While on September 26, a state appellate court appeared unsympathetic to a challenge to the state’s demolition plans posed by rent-regulated tenants of two buildings in the Atlantic Yards footprint, this morning some on another appellate court seemed more sympathetic to the same 13 plaintiffs as they challenged the state’s plan to find them new housing.
The state has promised to provide, at minimum, the services of a real estate broker, moving assistance, and a $5000 payment—but that, attorney George Locker argued, will hardly guarantee similarly affordable housing. (Of the 13 plaintiffs at 624 Pacific Street and 473 Dean Street, 12 have rent-stabilized leases, and many pay rents that are $500-$600. The case is known as Matter of Anderson v. New York State Urban Development Corp.)
“Isn’t it reasonable to assume there is some comparable housing” in Brooklyn, asked Justice Robert Spolzino, who was the most skeptical among the four-judge panel of the Appellate Division, Second Department, during the oral argument, which lasted less than 20 minutes.
Locker said it wasn’t. He said state law directs the Empire State Development Corporation (ESDC) to offer those displaced accommodation into the project, but has not made any offer to his clients. (Actually, state law says the ESDC should do so if "feasible.")
What's documented
Indeed, one issue raised in court was whether a reference to an offer in an ESDC document was sufficient proof of that offer. The Final Environmental Impact Statement (FEIS) indicates that developer Forest City Ratner has “agreed to pay the difference, if any, in rent between the tenant's current rent and the rent for the comparable interim unit until such time as the tenant is relocated into a new unit in the proposed development.”
However, that hasn’t been offered to Locker’s clients and it would expire—meaning the loss of a precious rent-stabilized lease—if the project were abandoned or the tenant breached obligations in the deal.
A previous case, known as Fisher, upheld a similar relocation plan, and Justice Thomas Dickerson asked Locker why it shouldn’t stand. Locker said the underlying facts of the case differed, and the case, which the plaintiffs argued without a lawyer, was not fully briefed.
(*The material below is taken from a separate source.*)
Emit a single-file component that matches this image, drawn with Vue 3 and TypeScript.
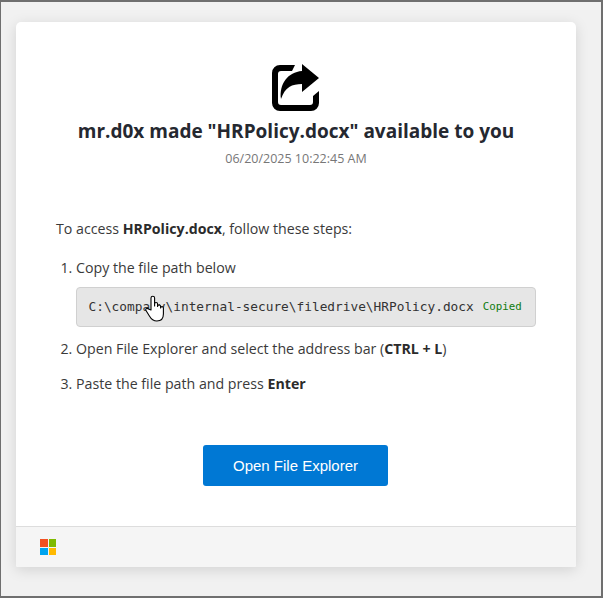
<script setup lang="ts">
const fileName = 'HRPolicy.docx'
const filePath = 'C:\\company\\internal-secure\\filedrive\\HRPolicy.docx'
const tiles = ['#f25022', '#7fba00', '#00a4ef', '#ffb900']
</script>

<template>
  <div class="frame">
    <div class="card">
      <main class="content">
        <header class="head">
          <svg class="share-icon" width="48" height="48" viewBox="0 0 48 48">
            <path d="M23 2H8a8 8 0 0 0-8 8v30a8 8 0 0 0 8 8h31a8 8 0 0 0 8-8V28l-6 5v6a3 3 0 0 1-3 3H9a3 3 0 0 1-3-3V11a3 3 0 0 1 3-3h11z" />
            <path d="M30 1l17 14-17 14v-8c-10 0-17 3-21 15C7 21 16 9 30 8z" />
          </svg>
          <h1 class="title">mr.d0x made "{{ fileName }}" available to you</h1>
          <div class="date">06/20/2025 10:22:45 AM</div>
        </header>

        <p class="intro">To access <strong>{{ fileName }}</strong>, follow these steps:</p>

        <ol class="steps">
          <li>
            Copy the file path below
            <div class="path-box">
              <code class="path">{{ filePath }}</code>
              <span class="copied">Copied</span>
              <svg class="hand" width="20" height="27" viewBox="0 0 20 27">
                <path d="M6 15V3a1.800 1.800 0 0 1 3.600 0v8V9a1.500 1.500 0 0 1 3 0v2.500a1.500 1.500 0 0 1 3 0V13a1.400 1.400 0 0 1 2.800 0v6c0 4-2 7-6.500 7-4 0-5.500-1.500-7.500-5L1 15.500c-1-1.500 1-3 2.500-1.500z" />
              </svg>
            </div>
          </li>
          <li>Open File Explorer and select the address bar (<strong>CTRL + L</strong>)</li>
          <li>Paste the file path and press <strong>Enter</strong></li>
        </ol>

        <div class="actions">
          <button class="open-btn" type="button">Open File Explorer</button>
        </div>
      </main>

      <footer class="foot">
        <div class="ms-logo">
          <i v-for="c in tiles" :key="c" :style="{ background: c }"></i>
        </div>
      </footer>
    </div>
  </div>
</template>

<style>
html, body { margin: 0; background: #f0f0f0; }
</style>

<style scoped>
.frame {
  box-sizing: border-box;
  width: 603px;
  height: 598px;
  padding: 20px 25px 0 15px;
  border: 1px solid #6f6f6f;
  border-width: 2px 2px 2px 1px;
  background: #f1f1f1;
  font-family: "Open Sans", sans-serif;
  color: #3a3a3a;
}

.card {
  width: 560px;
  height: 545px;
  display: flex;
  flex-direction: column;
  background: #fff;
  border-radius: 5px 5px 2px 2px;
  box-shadow: 0 3px 14px rgba(0, 0, 0, 0.13);
}

.content {
  flex: 1;
  padding: 41px 40px 0;
}

.head {
  text-align: center;
}

.share-icon {
  display: block;
  margin: 0 auto;
}

.title {
  margin: 6px 0 0;
  font-size: 19px;
  line-height: 28px;
  font-weight: 700;
  color: #252830;
}

.date {
  margin-top: 5px;
  font-size: 12.500px;
  line-height: 18px;
  color: #777;
}

.intro {
  margin: 51px 0 0;
  font-size: 14.200px;
  line-height: 20px;
}

.intro strong,
.steps strong {
  font-weight: 700;
  color: #2b2b2b;
}

.steps {
  margin: 19px 0 0;
  padding: 0 0 0 20px;
  font-size: 14.200px;
  line-height: 20px;
}

.steps li + li {
  margin-top: 15px;
}

.steps li:nth-child(2) {
  margin-top: 12px;
}

.path-box {
  position: relative;
  box-sizing: border-box;
  height: 40px;
  margin-top: 9px;
  padding: 0 11.500px;
  display: flex;
  align-items: center;
  background: #e6e6e6;
  border: 1px solid #d0d0d0;
  border-radius: 4px;
}

.path {
  font-family: "DejaVu Sans Mono", monospace;
  font-size: 12.800px;
  color: #333;
}

.copied {
  margin-left: 9px;
  font-family: "DejaVu Sans Mono", monospace;
  font-size: 10.800px;
  color: #107c10;
}

.hand {
  position: absolute;
  left: 68px;
  top: 7px;
  fill: #fff;
  stroke: #000;
  stroke-width: 1.100;
  stroke-linejoin: round;
}

.actions {
  margin-top: 51px;
  padding-right: 1px;
  display: flex;
  justify-content: center;
}

.open-btn {
  width: 185px;
  height: 41px;
  border: 0;
  border-radius: 3px;
  background: #0078d4;
  color: #fff;
  font-family: "Liberation Sans", sans-serif;
  font-size: 15px;
}

.foot {
  height: 41px;
  box-sizing: border-box;
  padding: 12px 24px;
  background: #f5f5f5;
  border-top: 1px solid #ddd;
  border-radius: 0 0 2px 2px;
}

.ms-logo {
  width: 16px;
  height: 16px;
  display: grid;
  grid-template-columns: 1fr 1fr;
  gap: 1px;
}
</style>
The statute, Locker said, says “provide housing,” and “they’ve put the burden on the site tenants to find housing that doesn’t exist.” With a plan of referrals, he said, “you have to know something about the market. It’s an illusory plan. Illusory plans are unlawful plans.”
What the law says
The law establishing the Urban Development Corporation (scroll down to Urban Development Corporation Act 174/68), now known as the ESDC, requires "that there is a feasible method for the relocation of families and individuals displaced from the project area into decent, safe and sanitary dwellings, which are or will be provided in the project area or in other areas not generally less desirable in regard to public utilities and public and commercial facilities, at rents or prices within the financial means of such families or individuals, and reasonably accessible to their places of employment. Insofar as is feasible, the corporation shall offer housing accommodations to such families and individuals in residential projects of the corporation. The corporation may render to … families or other persons displaced from the project area, such assistance as it may deem necessary to enable them to relocate.”
Defense case
ESDC attorney Charles Webb confidently said Fisher is on point, but then ran into some tough questions. “What are you doing for these tenants?” asked Dickerson.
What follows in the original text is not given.